Upload the readable PDF through the PDF contacts workflow. AIScanLeads processes the document pages as contact sources and returns structured rows for review. Start by checking the first several records rather than assuming that every page follows the same layout.

Look for row boundaries, field alignment, and repeated page elements. A directory header might be mistaken for a company name, or a page footer might appear as a note. Catching these patterns early tells you what needs to be removed or corrected across the exported file.

Handle multi-column and directory layouts

PDF directories often use two or three columns to fit more entries on each page. In these layouts, the main risk is reading across columns instead of down each column. Review whether each name stays paired with the correct phone number, email address, and organization.

If the layout creates mixed rows, split the document into smaller page ranges or use a version with one logical section per page. Complex layouts are easier to verify in smaller batches, and mistakes are less likely to spread through the complete workbook.

Choose Excel or CSV for the next step

Choose Excel when people need to review, filter, annotate, or share the extracted contacts. A workbook is convenient for manual cleanup and can preserve a familiar table format. Choose CSV when the destination is a CRM, database importer, email platform, or another system that expects plain tabular data.

Both formats depend on clean columns. Before download, verify that a phone number has not landed in the email field and that multiline addresses or notes have not shifted neighboring values. The preview is the safest place to correct obvious structural problems.

Clean phone numbers and email addresses

PDFs frequently contain inconsistent phone formatting. One page may use international country codes while another uses local formats, spaces, extensions, or parentheses. Pick a consistent format based on how the contacts will be used, but preserve extensions when they are operationally important.

For email addresses, check characters that are easy to confuse in scans, including periods, underscores, hyphens, and similar-looking letters or numbers. Lowercasing email addresses can improve consistency, but it does not replace checking whether the domain and local part match the source document.

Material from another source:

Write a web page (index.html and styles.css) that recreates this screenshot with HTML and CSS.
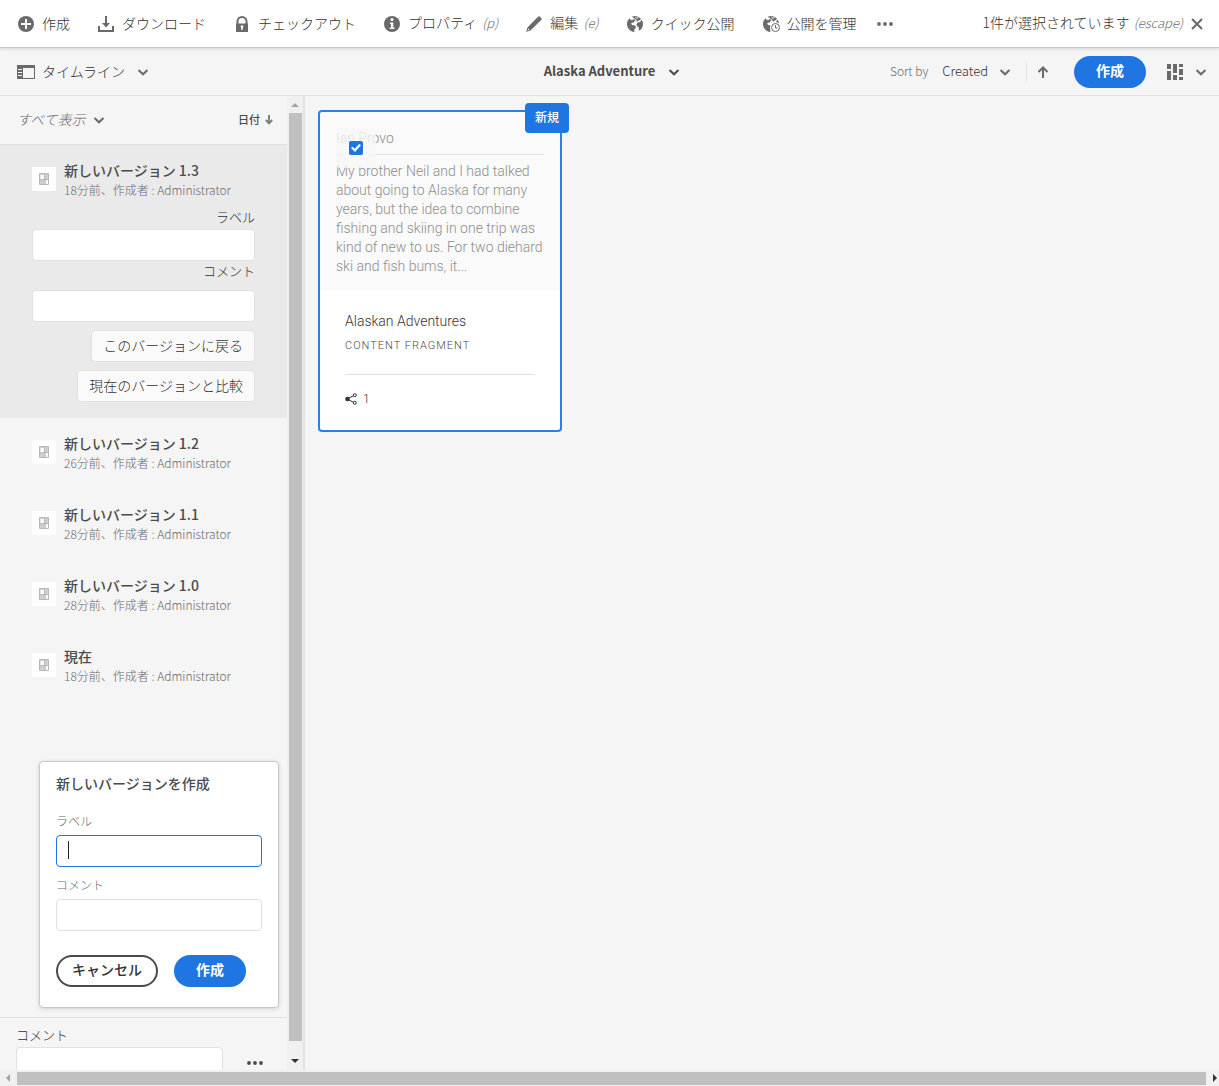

Remove duplicates without losing context

The same contact may appear in several PDF sections, especially in directories organized by region, department, or service category. Use email or normalized phone number as a strong duplicate signal, then compare names and companies before deleting anything.

Some repeated entries are legitimate. A person may have separate office and mobile numbers, or represent more than one location. Merge only when the records clearly describe the same contact, and move useful differences into separate fields or notes rather than discarding them.

Prepare the spreadsheet for CRM import

If the final destination is a CRM, compare your spreadsheet headers with the CRM import fields. You may need to split full names, separate primary and secondary phone numbers, standardize company names, or add a source column before import.

Use a source value that explains where the records came from, such as the directory name and publication date. This helps future users understand the data, supports cleanup, and makes it easier to trace a questionable row back to the original PDF.

Test with a small import

Do not import the complete spreadsheet into a production CRM immediately. Create a small test file with five to ten representative rows, including a record with every important field. Map those columns and inspect the result inside the destination system.

A test reveals whether names are split correctly, phone labels are preserved, notes are truncated, or blank values overwrite existing data. Fix the spreadsheet or import mapping before sending the complete contact list.

Know when PDF extraction is not the best option

If the PDF was generated from a system that can also export CSV or Excel, use the native structured export when available. It will usually preserve hidden identifiers and exact field boundaries better than a visual document.

PDF extraction is most valuable when the PDF is the only practical source. It is not a way to recover information that is blurred, redacted, hidden, or absent. For very poor scans, obtaining a clearer document may save more time than correcting a large number of uncertain rows.

Use a repeatable quality checklist

Before final export, verify the page count, row count, required fields, duplicate handling, phone formats, email spelling, company mapping, and source notes. Save the original PDF and a reviewed spreadsheet together so corrections can be checked later.

A reliable PDF-to-Excel process is simple: start with readable pages, extract contact fields, inspect representative rows, clean the spreadsheet, and test the destination import. This keeps the speed benefit of automated extraction while retaining human control over real contact data.